╔══

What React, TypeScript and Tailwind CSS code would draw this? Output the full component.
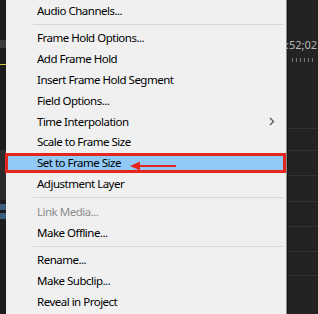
import * as React from 'react';

type Entry = {label?: string; sep?: boolean; disabled?: boolean; sub?: boolean; active?: boolean};

const entries: Entry[] = [
    {label: 'Audio Channels...'},
    {sep: true},
    {label: 'Frame Hold Options...'},
    {label: 'Add Frame Hold'},
    {label: 'Insert Frame Hold Segment'},
    {label: 'Field Options...'},
    {label: 'Time Interpolation', sub: true},
    {label: 'Scale to Frame Size'},
    {label: 'Set to Frame Size', active: true},
    {label: 'Adjustment Layer'},
    {sep: true},
    {label: 'Link Media...', disabled: true},
    {label: 'Make Offline...'},
    {sep: true},
    {label: 'Rename...'},
    {label: 'Make Subclip...'},
    {label: 'Reveal in Project'},
];

const Chevron = () => (
    <svg width="6" height="9" viewBox="0 0 6 9" className="absolute right-[11px] top-[6px]">
        <path d="M1 1 L4.5 4.5 L1 8" fill="none" stroke="#555" strokeWidth="1.3" />
    </svg>
);

const Arrow = () => (
    <svg width="48" height="10" viewBox="0 0 48 10" className="absolute left-[122px] top-[5px]">
        <path d="M8 5 H46" stroke="#e5261f" strokeWidth="2.2" />
        <path d="M0 5 L10 0.5 L10 9.5 Z" fill="#e5261f" />
    </svg>
);

const MenuItem = ({item}: {item: Entry}) => {
    if (item.sep) {
        return (
            <div className="h-[7px] flex items-center pl-[27px] pr-[2px]">
                <div className="h-px w-full bg-[#d7d7d7]" />
            </div>
        );
    }
    if (item.active) {
        return (
            <div className="relative h-[20.8px] -ml-px border-[3px] border-[#e5261f] bg-[#91c9f7] flex items-center pl-[29px]">
                <span className="text-black">{item.label}</span>
                <Arrow />
            </div>
        );
    }
    return (
        <div className="relative h-[20.8px] flex items-center pl-[31px]">
            <span className={item.disabled ? 'text-[#8d8d8d]' : 'text-black'}>{item.label}</span>
            {item.sub && <Chevron />}
        </div>
    );
};

const App = () => {
    return (
        <div
            className="w-[318px] h-[314px] flex bg-[#1c1c1c] overflow-hidden"
            style={{fontFamily: '"Noto Sans", "Open Sans", sans-serif'}}
        >
            {/* timeline bits peeking out on the left */}
            <div className="w-[6px] flex flex-col">
                <div className="h-[40px]" />
                <div className="h-[8px] bg-[#3a3a3a]" />
                <div className="h-[16px]" />
                <div className="h-px bg-[#d8c23a]" />
                <div className="h-[85px]" />
                <div className="h-[50px] bg-[#2c2c2c]" />
                <div className="h-[4px]" />
                <div className="h-[6px] bg-[#3d5d80]" />
                <div className="h-[3px]" />
                <div className="h-[6px] bg-[#3d5d80]" />
            </div>
            <div className="w-[280px] bg-[#f0f0f0] text-[11.5px] tracking-[-0.5px] leading-none flex flex-col">
                {entries.map((item, i) => (
                    <MenuItem key={i} item={item} />
                ))}
            </div>
            <div className="w-px bg-[#8a8a8a]" />
            <div className="flex-1 bg-[#232323] flex flex-col border-l border-[#1a1a1a]">
                <div className="h-[38px]" />
                <div className="text-[11px] leading-[14px] text-[#b9b9b9] -ml-[2px] whitespace-nowrap">:52;02</div>
                <div className="h-[6px]" />
                <div className="flex gap-[3px] pl-[4px]">
                    {[0, 1, 2, 3, 4, 5].map((i) => (
                        <div key={i} className="w-px h-[4px] bg-[#777]" />
                    ))}
                </div>
                <div className="h-[66px]" />
                <div className="h-px bg-[#333]" />
                <div className="h-[21px]" />
                <div className="h-px bg-[#333]" />
                <div className="h-[24px]" />
                <div className="h-px bg-[#333]" />
                <div className="h-[25px]" />
                <div className="h-px bg-[#333]" />
                <div className="h-[24px]" />
                <div className="h-px bg-[#333]" />
                <div className="h-[24px]" />
                <div className="h-px bg-[#333]" />
                <div className="h-[23px]" />
                <div className="h-px bg-[#333]" />
            </div>
        </div>
    );
};

export default App;
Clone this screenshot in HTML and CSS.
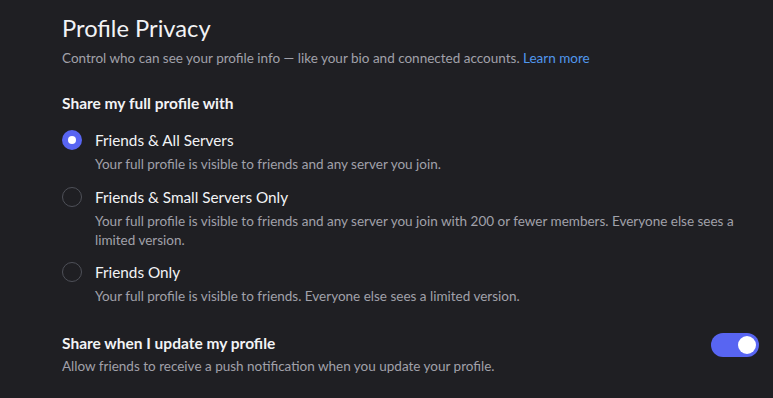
FILE: index.html
```html
<!DOCTYPE html>
<html>
<head>
    <title>Profile Privacy</title>
    <link rel="stylesheet" href="styles.css">
</head>
<body>
    <div class="container">
        <h1>Profile Privacy</h1>
        <p class="subtitle">Control who can see your profile info — like your bio and connected accounts. <a href="#">Learn more</a></p>

        <h2 class="section-title">Share my full profile with</h2>
        <div class="radio-group">
            <div class="radio-item">
                <span class="radio checked"></span>
                <div class="radio-text">
                    <div class="radio-label">Friends &amp; All Servers</div>
                    <div class="radio-desc">Your full profile is visible to friends and any server you join.</div>
                </div>
            </div>
            <div class="radio-item">
                <span class="radio"></span>
                <div class="radio-text">
                    <div class="radio-label">Friends &amp; Small Servers Only</div>
                    <div class="radio-desc">Your full profile is visible to friends and any server you join with 200 or fewer members. Everyone else sees a limited version.</div>
                </div>
            </div>
            <div class="radio-item">
                <span class="radio"></span>
                <div class="radio-text">
                    <div class="radio-label">Friends Only</div>
                    <div class="radio-desc">Your full profile is visible to friends. Everyone else sees a limited version.</div>
                </div>
            </div>
        </div>

        <div class="switch-row">
            <div class="switch-text">
                <h2 class="section-title">Share when I update my profile</h2>
                <div class="switch-desc">Allow friends to receive a push notification when you update your profile.</div>
            </div>
            <span class="switch on"><span class="knob"></span></span>
        </div>
    </div>
</body>
</html>
```

FILE: styles.css
```css
body {
    margin: 0;
    background-color: #1f1f23;
    font-family: Lato, sans-serif;
    color: #f2f3f5;
}

.container {
    width: 697px;
    padding: 13px 0 0 62px;
}

h1 {
    margin: 0;
    font-size: 23.7px;
    font-weight: 400;
    line-height: 30px;
    color: #f2f3f5;
}

.subtitle {
    margin: 5px 0 0;
    font-size: 13.5px;
    line-height: 20px;
    color: #a1a1aa;
}

.subtitle a {
    color: #5197ed;
    text-decoration: none;
}

.section-title {
    margin: 0;
    font-size: 15.5px;
    font-weight: 700;
    line-height: 20px;
    color: #f2f3f5;
}

.container > .section-title {
    margin-top: 25px;
}

.radio-group {
    margin-top: 17px;
}

.radio-item {
    display: flex;
    gap: 13px;
    margin-bottom: 12.5px;
}

.radio {
    flex: none;
    width: 20px;
    height: 20px;
    box-sizing: border-box;
    border: 1.5px solid #4e5058;
    border-radius: 50%;
}

.radio.checked {
    border: none;
    background-color: #5865f2;
    display: flex;
    align-items: center;
    justify-content: center;
}

.radio.checked::after {
    content: "";
    width: 8px;
    height: 8px;
    border-radius: 50%;
    background-color: #fff;
}

.radio-label {
    font-size: 15.3px;
    font-weight: 400;
    line-height: 20px;
}

.radio-desc,
.switch-desc {
    margin-top: 5px;
    font-size: 13.5px;
    line-height: 19px;
    color: #a1a1aa;
}

.switch-row {
    display: flex;
    justify-content: space-between;
    align-items: flex-start;
    margin-top: 27px;
}

.switch-desc {
    margin-top: 4px;
}

.switch {
    flex: none;
    width: 48px;
    height: 24px;
    border-radius: 12px;
    background-color: #5865f2;
    display: flex;
    align-items: center;
    justify-content: flex-end;
    padding: 0 3px;
    box-sizing: border-box;
    margin-top: 0;
}

.knob {
    width: 18px;
    height: 18px;
    border-radius: 50%;
    background-color: #fff;
}
```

╚══

(Directions for this task): Begin with the first line of the entries above and write out each line exactly, ending with the line containing "string; sep?: boolean;". Leave out pictures.

(Response to this exercise):
What React, TypeScript and Tailwind CSS code would draw this? Output the full component.
import * as React from 'react';

type Entry = {label?: string; sep?: boolean; disabled?: boolean; sub?: boolean; active?: boolean};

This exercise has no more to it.